One big advantage of logical backup is its flexibility. The schema file created by dbexport is an
ASCII file and can be edited at anytime before importing the database. There are quite a few areas
you can modify:
• Extent size for tables. You can enlarge your first and second table extent size such that the
table will have fewer but larger extents. This can improve your overall performance.
• Physical location for a table or an index. Based on your studies of your operating system's
disk I/O, you may want to move some tables and indexes to another location so as to reduce
I/O load.
• Names for indexes and constraints. You may want to replace automatically generated indexes
and constraints names with more meaningful names.
• Structures of database objects. You may apply a different fragmentation strategy for tables
and indexes by editing the schema file, so that when the database gets imported, tables and
indexes will be fragmented across different disks to achieve better performance.
In addition, you can change the name of the exported database so that you can keep more than
one copy of the same database on the same Informix instance. This is really good for developers
and testers who would always like to keep an original database for comparison.

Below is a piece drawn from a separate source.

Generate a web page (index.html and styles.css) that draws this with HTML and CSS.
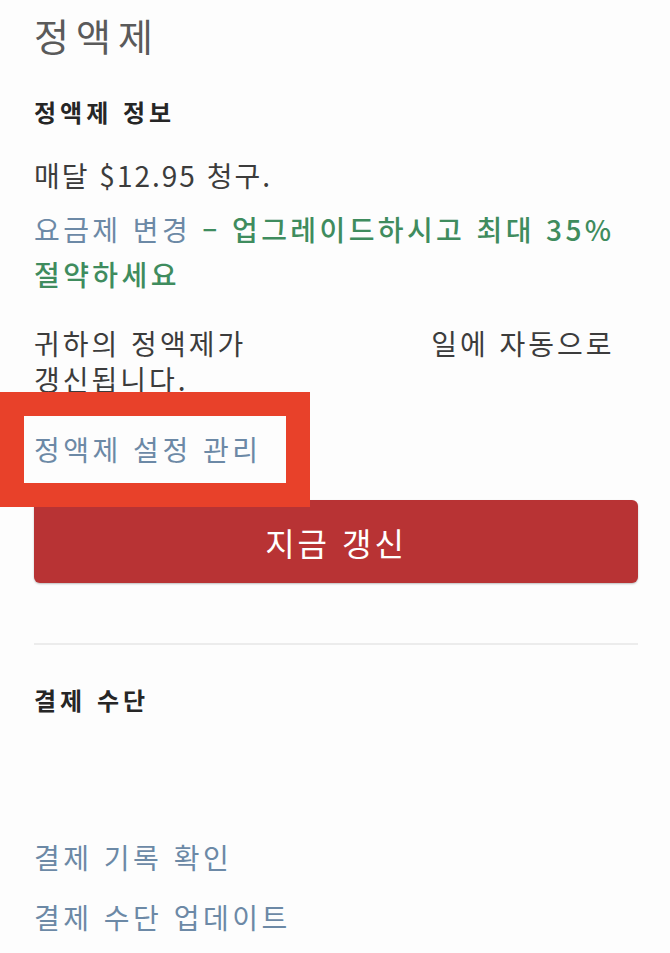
FILE: index.html
```html
<!DOCTYPE html>
<html lang="ko">
<head>
<meta charset="utf-8">
<title>정액제</title>
<link rel="stylesheet" href="styles.css">
</head>
<body>
<main class="page">
  <h1 class="title">정액제</h1>

  <h2 class="section-title">정액제 정보</h2>
  <p class="price">매달 $12.95 청구.</p>
  <p class="upgrade"><a class="link" href="#">요금제 변경</a><span class="promo"> – 업그레이드하시고 최대 35% 절약하세요</span></p>
  <p class="renew">귀하의 정액제가<span class="redacted"></span>일에 자동으로 갱신됩니다.</p>

  <div class="manage">
    <a class="link" href="#">정액제 설정 관리</a>
    <div class="highlight"></div>
  </div>

  <button class="renew-btn" type="button">지금 갱신</button>

  <hr class="divider">

  <h2 class="section-title pay-title">결제 수단</h2>
  <div class="card-redacted"></div>

  <ul class="pay-links">
    <li><a class="link" href="#">결제 기록 확인</a></li>
    <li><a class="link" href="#">결제 수단 업데이트</a></li>
  </ul>
</main>
</body>
</html>
```

FILE: styles.css
```css
html, body {
  margin: 0;
  padding: 0;
}

body {
  background: #fdfdfd;
  font-family: "Noto Sans CJK KR", "Noto Sans", sans-serif;
  color: #3c3c3c;
  word-break: keep-all;
}

.page {
  padding: 0 32px 0 34px;
  display: flex;
  flex-direction: column;
}

.title {
  margin: 10px 0 0;
  font-size: 38px;
  line-height: 50px;
  font-weight: 400;
  letter-spacing: 7px;
  color: #5a5a5a;
}

.section-title {
  margin: 37px 0 0;
  font-size: 24px;
  line-height: 30px;
  font-weight: 700;
  letter-spacing: 4px;
  color: #262626;
}

.price,
.upgrade,
.renew {
  margin: 0;
  font-size: 28px;
}

.price {
  margin-top: 28px;
  line-height: 40px;
  letter-spacing: 2px;
}

.upgrade {
  margin-top: 12px;
  line-height: 45px;
  letter-spacing: 3.4px;
}

.link {
  color: #6c89a6;
  text-decoration: none;
}

.promo {
  color: #3f8c5e;
  font-weight: 500;
}

.renew {
  margin-top: 28px;
  line-height: 36px;
  letter-spacing: 3px;
}

.redacted {
  display: inline-block;
  width: 185px;
}

.manage {
  position: relative;
  margin-top: 32px;
  font-size: 28px;
  line-height: 40px;
  letter-spacing: 3.5px;
}

.highlight {
  position: absolute;
  left: -34px;
  top: -37px;
  width: 310px;
  height: 115px;
  box-sizing: border-box;
  border: 24px solid #e8412a;
  pointer-events: none;
}

.renew-btn {
  margin-top: 31px;
  height: 83px;
  width: 100%;
  border: none;
  border-radius: 6px;
  background: #b83334;
  color: #ffffff;
  font-family: inherit;
  font-size: 32px;
  letter-spacing: 3px;
  box-shadow: 0 1px 2px rgba(0, 0, 0, 0.25);
}

.divider {
  margin: 60px 0 0;
  border: none;
  height: 2px;
  background: #ececec;
}

.pay-title {
  margin-top: 40px;
}

.card-redacted {
  height: 120px;
}

.pay-links {
  list-style: none;
  margin: 0;
  padding: 0;
  display: flex;
  flex-direction: column;
  gap: 16px;
  font-size: 28px;
  line-height: 44px;
  letter-spacing: 3.5px;
}
```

Another advantage of logical backup is its finer granularity. When you restore, you don't need to
shut down whole Informix instance; instead, you can restore it on the database level. In this way,
you can avoid interfering with other people who are working with other databases.
Because of those advantages, we use dbexport and dbimport utilities frequently when developing,
unit testing, box testing, and integration testing.
Because IBM Informix stored procedure language (SPL) is a handy mid-tier API, a lot of
developers and programmers like to use it to implement business rules and as a link between
front-end applications and the database server. We are expecting that the number of stored
procedures and triggers will grow from release to release. We've had no problem in exporting
and importing small databases - databases with a few hundreds of MBs, but when we import
large databases - databases with large amount of data and a large number of triggers and stored
procedures - we had problems with long transactions and long compilation times.
Long transactions
IBM Informix considers the whole process of importing a database as a single transaction. When
data is large and triggers and store procedures are many, it is easy to get into a "long transaction"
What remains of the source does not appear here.